When I started to reflect seriously on the Psalms a few months ago, one tiny little concept in Psalm 1 grabbed my attention: “sitting in the seat of mockers.” Blessed is the one who does NOT sit in that seat.
I wondered: what does that really mean?
The obvious definition of a mocker is someone who makes fun of other people. It is a response that comes when we think others are doing something wrong, foolish, or embarrassing. So we belittle them, make fun of them, and outwardly criticize them – mocking. But the intent of this passage goes deeper than that. I believe what the Psalmist is getting at is the attitude of “judging others.” At the heart of mocking others is a prideful heart condition that is bad and misguided: we judge others because we think we are better than they are.
Personally, I try not to outwardly mock people. But it’s more because of a cultural, sophistication thing (it’s in bad taste and shows “bad form”) than a conviction toward righteousness and humility. Yet, in my heart and in my mind, I secretly mock and judge people more often than I care to admit. Sometimes the thoughts in my head toward others are disgustingly haughty (“What an idiot! Where did you go to school?”) Sometimes I’ll act humbly on the outside, but on the inside I’m thinking, “I’m right, you’re wrong. You’ll see!” Sometimes the attitude is so subtle that I don’t even realizing I’m judging someone until long after the conversation (but the Holy Spirit brings it up now that I am beginning to examine the events and encounters in my life).
Like the Psalmist says: It’s time to get out of that seat! It’s ungodly, it’s wrong and it’s insidiously wicked.
Jesus said, “Judge not, or you will be judged” (Matt 7:1). There is so much wisdom in that. Here’s what I mean:
First, when we judge others, we are assuming God’s position over people. We sit in His judgment seat; whether we realize it or not. But there is only One Judge. And I’m not Him. And neither are you.
Second, I’m just too stupid and ignorant to be an informed or just judge on anything; especially when it comes to other people. It’s true that people do wrong and bad things. But do I really know why they are doing them? Have I walked in their shoes? Do I see all the circumstances in that person’s life? No. So what gives me the right to judge them?
Third, judging others poisons me. It feeds my pride and keeps me from true humility (which I believe is the absolute best frame of mind/heart to be in). Judging others turns everything I think, feel, say, and do into negativity. Judging another person makes me think that “being right” and “being justified” is more important than “being a loving person.”

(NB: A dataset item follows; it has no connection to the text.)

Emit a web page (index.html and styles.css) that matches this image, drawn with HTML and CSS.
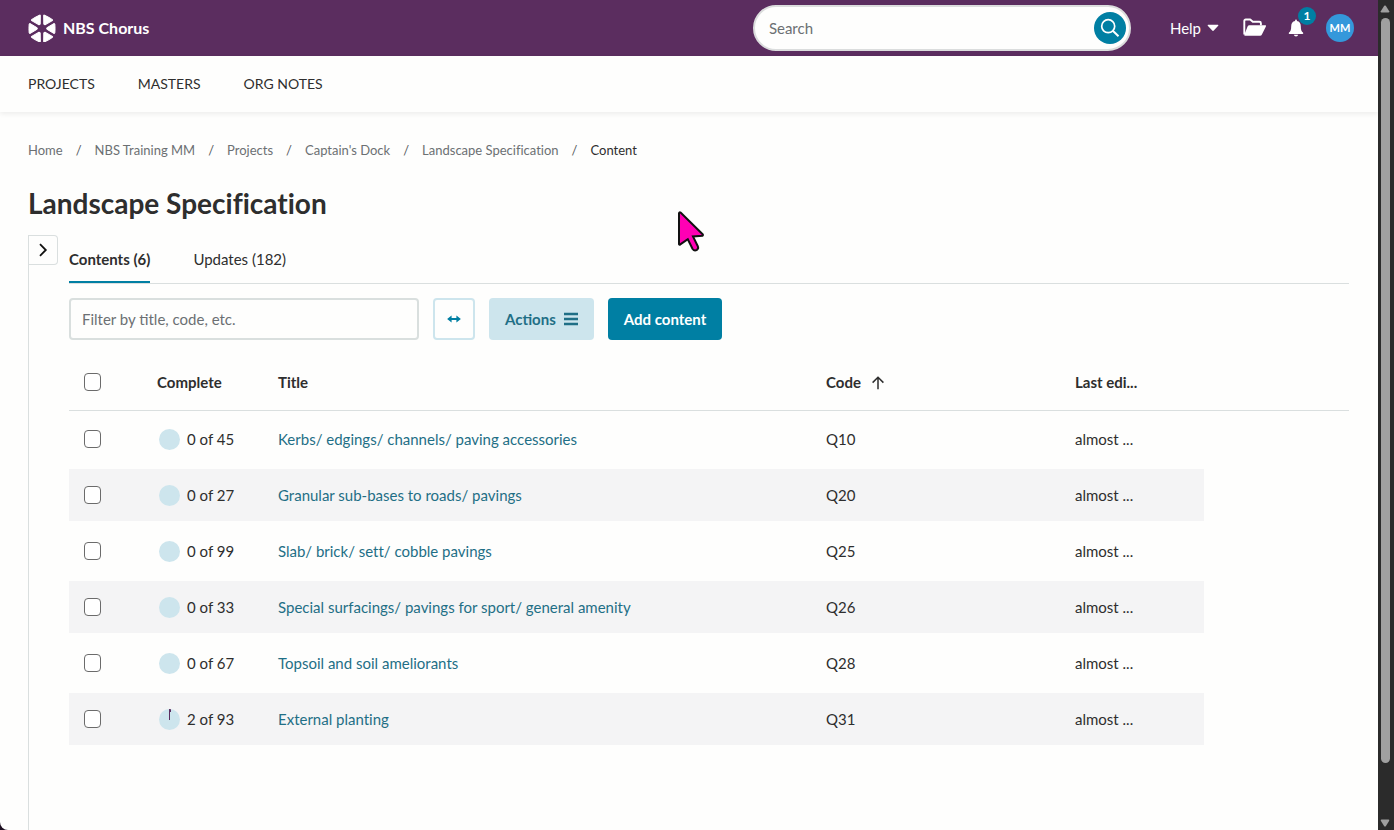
FILE: index.html
```html
<!DOCTYPE html>
<html lang="en">
<head>
    <meta charset="UTF-8">
    <meta name="viewport" content="width=device-width, initial-scale=1.0">
    <title>Landscape Specification - NBS Chorus</title>
    <link rel="stylesheet" href="styles.css">
</head>
<body>
    <div class="app">
        <header class="topbar">
            <a href="#" class="brand">
                <svg class="logo" viewBox="-14 -14.5 28 28" width="28" height="28">
                    <defs>
                        <path id="petal" d="M4.8 -.7 L12 -5 Q12.6 -5.2 12.8 -4.6 Q13.3 0 12.8 4.6 Q12.6 5.2 12 5 L4.8 .7 Z"/>
                    </defs>
                    <g fill="#fff" stroke="#fff" stroke-width="1" stroke-linejoin="round">
                        <use href="#petal"/>
                        <use href="#petal" transform="rotate(60)"/>
                        <use href="#petal" transform="rotate(120)"/>
                        <use href="#petal" transform="rotate(180)"/>
                        <use href="#petal" transform="rotate(240)"/>
                        <use href="#petal" transform="rotate(300)"/>
                    </g>
                </svg>
                <span>NBS Chorus</span>
            </a>
            <form class="search">
                <input type="text" placeholder="Search" aria-label="Search">
                <button type="button" class="search-btn" aria-label="Search">
                    <svg viewBox="0 0 20 20" width="20" height="20" fill="none" stroke="#fff" stroke-width="1.7">
                        <circle cx="8.2" cy="8.2" r="6.5"/>
                        <path d="M12.8 12.8 L18.5 18.2" stroke-width="2"/>
                    </svg>
                </button>
            </form>
            <div class="tools">
                <button type="button" class="help">Help
                    <svg viewBox="0 0 12 8" width="12" height="8"><path d="M1.2 .8h9.6q1 0 .4 .9L6.8 6.6q-.8 .8-1.6 0L.8 1.7Q.2.8 1.2.8z" fill="#fff"/></svg>
                </button>
                <button type="button" class="icon-btn folder" aria-label="Open project">
                    <svg viewBox="0 0 24 20" width="24" height="20">
                        <path d="M1.3 16.5V3Q1.3 1.5 2.8 1.5H7.2L9.8 3.8H16.4Q17.9 3.8 17.9 5.3V7.2" fill="none" stroke="#fff" stroke-width="1.9" stroke-linejoin="round"/>
                        <path d="M6.3 7.2H22.2Q23.6 7.2 22.9 8.5L18.9 16.6Q18.4 17.8 17 17.8H2.2Q.8 17.8 1.4 16.5L4.7 8.3Q5.2 7.2 6.3 7.2z" fill="#fff"/>
                    </svg>
                </button>
                <button type="button" class="icon-btn bell" aria-label="Notifications">
                    <svg viewBox="0 0 16 18" width="16" height="18" fill="#fff">
                        <path d="M7.1 1.4Q7.1.4 8 .4T8.9 1.4V2Q12.8 2.7 12.8 7.2C12.8 11 13.6 12.4 15 13.5Q15.8 14.9 14.6 15H1.4Q.2 14.9 1 13.5C2.4 12.4 3.2 11 3.2 7.2Q3.2 2.7 7.1 2z"/>
                        <path d="M5.8 15.8H10.2Q9.8 17.6 8 17.6T5.8 15.8z"/>
                    </svg>
                    <span class="badge">1</span>
                </button>
                <button type="button" class="avatar">MM</button>
            </div>
        </header>

        <nav class="main-nav">
            <a href="#">PROJECTS</a>
            <a href="#">MASTERS</a>
            <a href="#">ORG NOTES</a>
        </nav>

        <ol class="breadcrumb">
            <li><a href="#">Home</a></li>
            <li><a href="#">NBS Training MM</a></li>
            <li><a href="#">Projects</a></li>
            <li><a href="#">Captain's Dock</a></li>
            <li><a href="#">Landscape Specification</a></li>
            <li class="current">Content</li>
        </ol>

        <h1>Landscape Specification</h1>

        <main class="panel">
            <button type="button" class="toggle" aria-label="Expand side panel">
                <svg viewBox="0 0 10 14" width="10" height="14" fill="none" stroke="#111" stroke-width="1.8"><path d="M2 1.2 L7.8 7 L2 12.8"/></svg>
            </button>
            <div class="content">
                <div class="tabs">
                    <a href="#" class="tab active">Contents (6)</a>
                    <a href="#" class="tab">Updates (182)</a>
                </div>

                <div class="toolbar">
                    <input type="text" class="filter" placeholder="Filter by title, code, etc." aria-label="Filter">
                    <button type="button" class="btn outline" aria-label="Resize columns">
                        <svg viewBox="0 0 14 8" width="14" height="8"><path d="M3 4H11" stroke="#007fa3" stroke-width="2"/><path d="M4.6 .4V7.6L.1 4zM9.4 .4V7.6L13.9 4z" fill="#007fa3"/></svg>
                    </button>
                    <button type="button" class="btn light">Actions
                        <svg viewBox="0 0 14 14" width="14" height="14" stroke="#1f6f86" stroke-width="2.4"><path d="M0 2H14M0 7H14M0 12H14"/></svg>
                    </button>
                    <button type="button" class="btn primary">Add content</button>
                </div>

                <table>
                    <colgroup>
                        <col class="col-check">
                        <col class="col-complete">
                        <col>
                        <col class="col-code">
                        <col class="col-edited">
                        <col class="col-end">
                    </colgroup>
                    <thead>
                        <tr>
                            <th><input type="checkbox" aria-label="Select all"></th>
                            <th>Complete</th>
                            <th>Title</th>
                            <th>Code
                                <svg class="sort" viewBox="0 0 14 14" width="14" height="14" fill="none" stroke="#2e2e2e" stroke-width="1.5"><path d="M7 13.2V1.4M1.6 6.6L7 1.2L12.4 6.6"/></svg>
                            </th>
                            <th>Last edi...</th>
                            <th></th>
                        </tr>
                    </thead>
                    <tbody>
                        <tr>
                            <td><input type="checkbox" aria-label="Select Q10"></td>
                            <td><span class="progress"><i class="pie"></i>0 of 45</span></td>
                            <td><a href="#">Kerbs/ edgings/ channels/ paving accessories</a></td>
                            <td>Q10</td>
                            <td>almost ...</td>
                        </tr>
                        <tr>
                            <td><input type="checkbox" aria-label="Select Q20"></td>
                            <td><span class="progress"><i class="pie"></i>0 of 27</span></td>
                            <td><a href="#">Granular sub-bases to roads/ pavings</a></td>
                            <td>Q20</td>
                            <td>almost ...</td>
                        </tr>
                        <tr>
                            <td><input type="checkbox" aria-label="Select Q25"></td>
                            <td><span class="progress"><i class="pie"></i>0 of 99</span></td>
                            <td><a href="#">Slab/ brick/ sett/ cobble pavings</a></td>
                            <td>Q25</td>
                            <td>almost ...</td>
                        </tr>
                        <tr>
                            <td><input type="checkbox" aria-label="Select Q26"></td>
                            <td><span class="progress"><i class="pie"></i>0 of 33</span></td>
                            <td><a href="#">Special surfacings/ pavings for sport/ general amenity</a></td>
                            <td>Q26</td>
                            <td>almost ...</td>
                        </tr>
                        <tr>
                            <td><input type="checkbox" aria-label="Select Q28"></td>
                            <td><span class="progress"><i class="pie"></i>0 of 67</span></td>
                            <td><a href="#">Topsoil and soil ameliorants</a></td>
                            <td>Q28</td>
                            <td>almost ...</td>
                        </tr>
                        <tr>
                            <td><input type="checkbox" aria-label="Select Q31"></td>
                            <td><span class="progress"><i class="pie started"></i>2 of 93</span></td>
                            <td><a href="#">External planting</a></td>
                            <td>Q31</td>
                            <td>almost ...</td>
                        </tr>
                    </tbody>
                </table>
            </div>
        </main>
    </div>

    <div class="scrollbar">
        <svg viewBox="0 0 10 8" width="10" height="8"><path d="M4.2 .8Q5 0 5.8 .8L9.2 6.2Q9.6 7.4 8.4 7.5H1.6Q.4 7.4 .8 6.2z" fill="#a0a0a0"/></svg>
        <div class="thumb"></div>
        <svg viewBox="0 0 10 8" width="10" height="8"><path d="M4.2 7.2Q5 8 5.8 7.2L9.2 1.8Q9.6 .6 8.4 .5H1.6Q.4 .6 .8 1.8z" fill="#a0a0a0"/></svg>
    </div>

    <svg class="pointer" viewBox="0 0 28 42" width="28" height="42">
        <path d="M2 2.2V33.2Q2.3 34.2 3.3 33.4L10.8 28.2L15.6 38Q17.4 40.4 20 38.8Q21.8 37.4 20.8 35.2L16 25.4L25.4 24.8Q26.4 24.2 25.6 23.2L3.6 1.6Q2.4 .8 2 2.2z" fill="#ff00b4" stroke="#111" stroke-width="2"/>
    </svg>
</body>
</html>
```
FILE: styles.css
```css
* {
    margin: 0;
    padding: 0;
    box-sizing: border-box;
    font-family: Lato, sans-serif;
}
body {
    height: 100vh;
    display: flex;
    overflow: hidden;
    background: #1c0f20;
    color: #2e2e2e;
    font-size: 15px;
    line-height: 20px;
    font-variant-ligatures: none;
}
a {
    color: inherit;
    text-decoration: none;
}
button {
    border: none;
    background: none;
    font-size: 15px;
    line-height: 20px;
    cursor: pointer;
}
.app {
    flex: 1;
    min-width: 0;
    display: flex;
    flex-direction: column;
    background: #fefefd;
    border-bottom-left-radius: 8px;
}

/* top bar */
.topbar {
    height: 56px;
    display: flex;
    align-items: center;
    padding: 0 24px 0 28px;
    background: #5b2d5f;
    color: white;
}
.brand {
    display: flex;
    align-items: center;
    gap: 7px;
    font-size: 16px;
    font-weight: bold;
}
.search {
    width: 378px;
    height: 46px;
    display: flex;
    align-items: center;
    margin-left: auto;
    padding: 0 3px 0 14px;
    border: 2px solid #dbdddd;
    border-radius: 23px;
    background: #fefefd;
}
.search input {
    flex: 1;
    min-width: 0;
    border: none;
    outline: none;
    background: none;
    font-size: 15px;
}
input::placeholder {
    color: #6c7073;
    opacity: 1;
}
.search-btn {
    width: 32px;
    height: 32px;
    display: flex;
    align-items: center;
    justify-content: center;
    border-radius: 50%;
    background: #007fa3;
}
.tools {
    display: flex;
    align-items: center;
    margin-left: 39px;
}
.tools button {
    color: white;
}
.help {
    display: flex;
    align-items: center;
    gap: 6px;
}
.icon-btn {
    display: flex;
    position: relative;
}
.folder {
    margin-left: 24px;
}
.bell {
    margin-left: 21px;
}
.badge {
    position: absolute;
    left: 10px;
    top: -12px;
    width: 18px;
    height: 18px;
    border-radius: 50%;
    background: #007fa3;
    font-size: 12px;
    font-weight: bold;
    line-height: 18px;
}
.tools .avatar {
    width: 28px;
    height: 28px;
    margin-left: 22px;
    border-radius: 50%;
    background: #3498db;
    font-size: 11px;
    font-weight: bold;
}

/* navigation */
.main-nav {
    height: 56px;
    display: flex;
    align-items: center;
    gap: 43px;
    padding: 0 28px;
    font-size: 14px;
    box-shadow: 0 2px 5px rgba(0, 0, 0, 0.07);
}
.breadcrumb {
    display: flex;
    margin: 28px 28px 0;
    list-style: none;
    font-size: 13px;
    color: #6c7073;
}
.breadcrumb li + li::before {
    content: "/";
    margin: 0 13px;
    color: #55595c;
}
.breadcrumb .current {
    color: #2e2e2e;
}
h1 {
    margin: 27px 28px 16px;
    font-size: 28px;
    line-height: 32px;
}

/* contents panel */
.panel {
    flex: 1;
    display: flex;
    align-items: flex-start;
    gap: 11px;
    margin: 0 29px 0 28px;
    border-left: 1px solid #dadfdf;
}
.toggle {
    width: 29px;
    height: 30px;
    display: flex;
    align-items: center;
    justify-content: center;
    border: 1px solid #dadfdf;
    border-left: none;
    border-radius: 0 4px 4px 0;
}
.content {
    flex: 1;
}
.tabs {
    display: flex;
    gap: 43px;
    height: 49px;
    border-bottom: 1px solid #dadfdf;
}
.tab {
    padding: 14px 0 12px;
    border-bottom: 2px solid transparent;
}
.tab.active {
    font-weight: bold;
    border-bottom-color: #007fa3;
}
.toolbar {
    display: flex;
    gap: 14px;
    margin: 14px 0;
}
.filter {
    width: 350px;
    height: 42px;
    padding: 0 11px;
    border: 2px solid #d9dfde;
    border-radius: 4px;
    background: #fefefd;
    font-size: 15px;
}
.btn {
    height: 42px;
    display: flex;
    align-items: center;
    gap: 8px;
    padding: 0 16px;
    border-radius: 4px;
    font-weight: bold;
}
.btn.outline {
    padding: 0 12px;
    border: 2px solid #cde5ed;
}
.btn.light {
    background: #cde5ed;
    color: #1f6f86;
}
.btn.primary {
    background: #007fa3;
    color: white;
}

/* table */
table {
    width: 100%;
    table-layout: fixed;
    border-collapse: separate;
    border-spacing: 0;
}
.col-check {
    width: 88px;
}
.col-complete {
    width: 121px;
}
.col-code {
    width: 249px;
}
.col-edited {
    width: 129px;
}
.col-end {
    width: 145px;
}
th {
    height: 57px;
    border-bottom: 1px solid #dadfdf;
    text-align: left;
}
td {
    height: 56px;
    border-top: 2px solid transparent;
    border-bottom: 2px solid transparent;
    background-clip: padding-box;
}
th:first-child,
td:first-child {
    padding-left: 15px;
}
tbody tr:nth-child(even) td {
    background-color: #f4f4f5;
}
td a {
    color: #1f6f86;
}
input[type="checkbox"] {
    appearance: none;
    display: block;
    width: 17px;
    height: 18px;
    border: 1px solid #6b6b6b;
    border-radius: 4px;
    background: white;
}
.sort {
    margin-left: 6px;
    vertical-align: -2px;
}
.progress {
    display: flex;
    align-items: center;
    gap: 7px;
    padding-left: 2px;
}
.pie {
    width: 21px;
    height: 21px;
    border-radius: 50%;
    background: #cde5ed;
}
.pie.started {
    background: conic-gradient(#5b2d5f 8deg, #cde5ed 8deg);
}

/* window furniture */
.scrollbar {
    width: 16px;
    display: flex;
    flex-direction: column;
    align-items: center;
    padding: 5px 2px 3px 0;
    background: #2b2b2b;
}
.thumb {
    flex: 1;
    width: 9px;
    margin: 5px 0 56px;
    border-radius: 5px;
    background: #a0a0a0;
}
.pointer {
    position: absolute;
    left: 677px;
    top: 211px;
}
```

Fourth, judging others actually damages my identity in Christ. The quintessential example of judging others is the “Accuser,” aka “Satan.” I am not a “son of perdition” but when I judge others I am imitating Satan. Inadvertently, in this act I am choosing to identify with darkness, rather than with Christ. I need to remember that my identity rests with the One who said to the woman caught in adultery: “I do not condemn (judge) you; go and leave your life of sin” (John 8:11).
So getting out of the seat of mockers, getting off the Judgment Throne, is something I have to do – in heart, mind, attitude, and action. It’s something we all have to do if we really want to be Whole Life Worshipers of God.
I want to explore some of the ramifications of this idea further (things like, “Aren’t we supposed to help each other live righteous lives? How can we do that without judging?” and “How do I get myself out of that seat and not just accept everything as being okay?”)
But let me end with these questions: Are we sitting on the seat of mockers? Is there someone in your life that you judge or belittle in your mind or constantly have critical thoughts about? What would it take for you to bless that person instead of curse them or ignore them?
Today let’s live as children of our Father of lights and leave the company of the Accuser.
2 thoughts on “Getting Out of the Seat of Mockers”
Thanks for this – I need work in the area of judgmentalism too. May Jesus be our example for living judgment free.
I think I struggle with this most when I’ve been hurt or threatened by someone. I could use help with this too. Looking forward to hearing more from you about it.